Colloquium – Angelo Ricarte
Angelo Ricarte, Smithsonian Astrophysical Observatory
Weaving the Multi-messenger Tapestry of Supermassive Black Hole Evolution — from the Event Horizon to Cosmological Scales
The past decade has featured major advances in supermassive black hole (SMBH) astrophysics: from the first evidence of the gravitational wave background, to our first glimpses into the seeding epoch, to the first spatially resolved images. These observations, in tandem with theoretical advances on both event horizon and galactic scales, have spurred progress on longstanding problems in SMBH seeding, accretion, feedback, and dynamics. On event horizon scales, I will discuss imaging with the Event Horizon Telescope (EHT), how I use these images to infer strong magnetic fields that transform the dynamics of the accretion flow, and how the Black Hole Explorer (BHEX) will enable new demographic studies of SMBHs in a variety of environments and accretion states. On cosmological scales, I will then introduce Serotina, a flexible semi-analytic model for SMBH-galaxy co-evolution on cosmological timescales. I use Serotina to self-consistently predict multi-messenger observables including spin distributions, high-redshift luminosity functions, and gravitational wave events. Bridging disparate spatial and temporal scales, I will demonstrate how the strongly magnetized accretion disks implied by event horizon-scale studies yield testable predictions for SMBH feedback and new prescriptions for cosmological simulations. As new observatories like BHEX, LISA, and AXIS go online in the next decade, this multi-scale theoretical approach will enable us to construct a comprehensive picture of SMBH evolution over cosmic time.

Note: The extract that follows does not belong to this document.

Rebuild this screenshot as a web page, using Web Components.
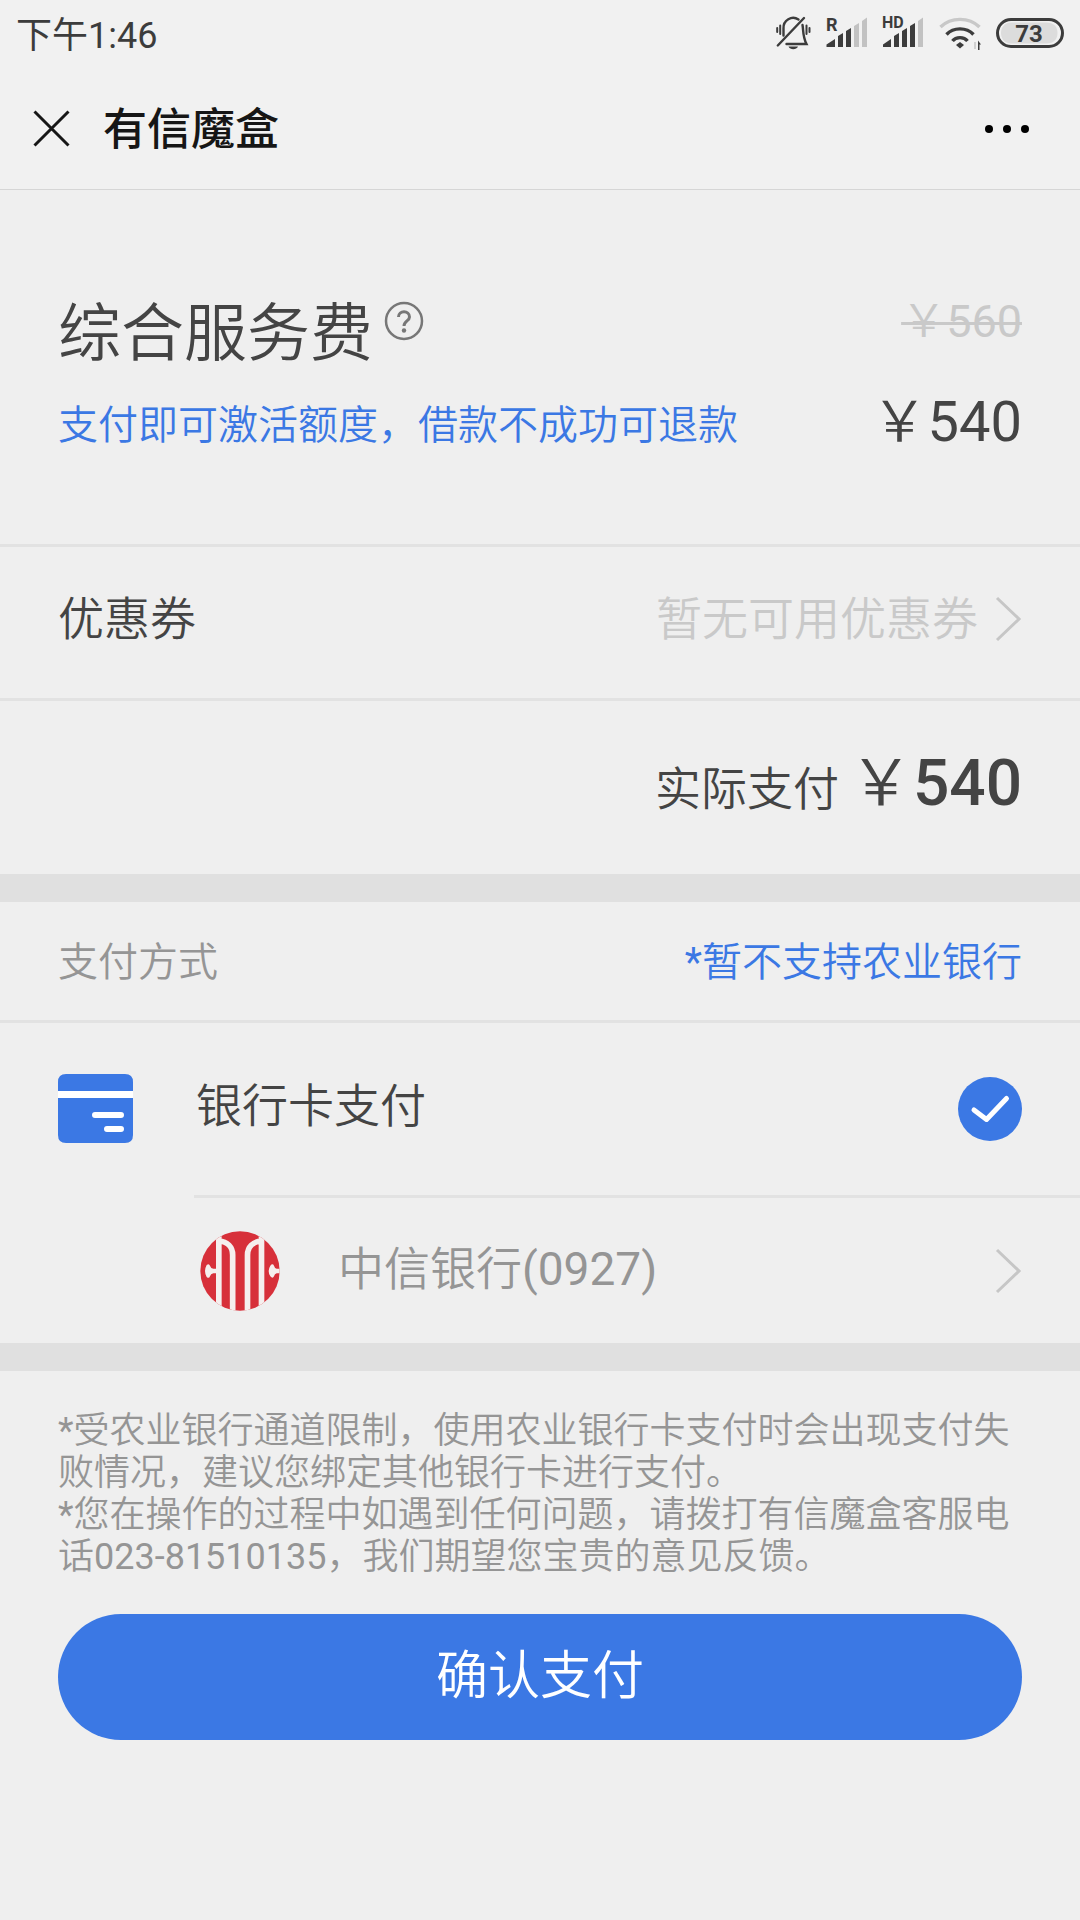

Bio: Dr. Angelo Ricarte is an astrophysicist at the Smithsonian Astrophysical Observatory and an expert in supermassive black holes. On event horizon scales, he constrains accretion flow simulations with images by the Event Horizon Telescope, wherein he serves as theory working group coordinator. On cosmological scales, he uses cosmological simulations and semi-analytic models to make multi-messenger predictions for cutting-edge and future missions such as JWST, AXIS, LISA, and BHEX.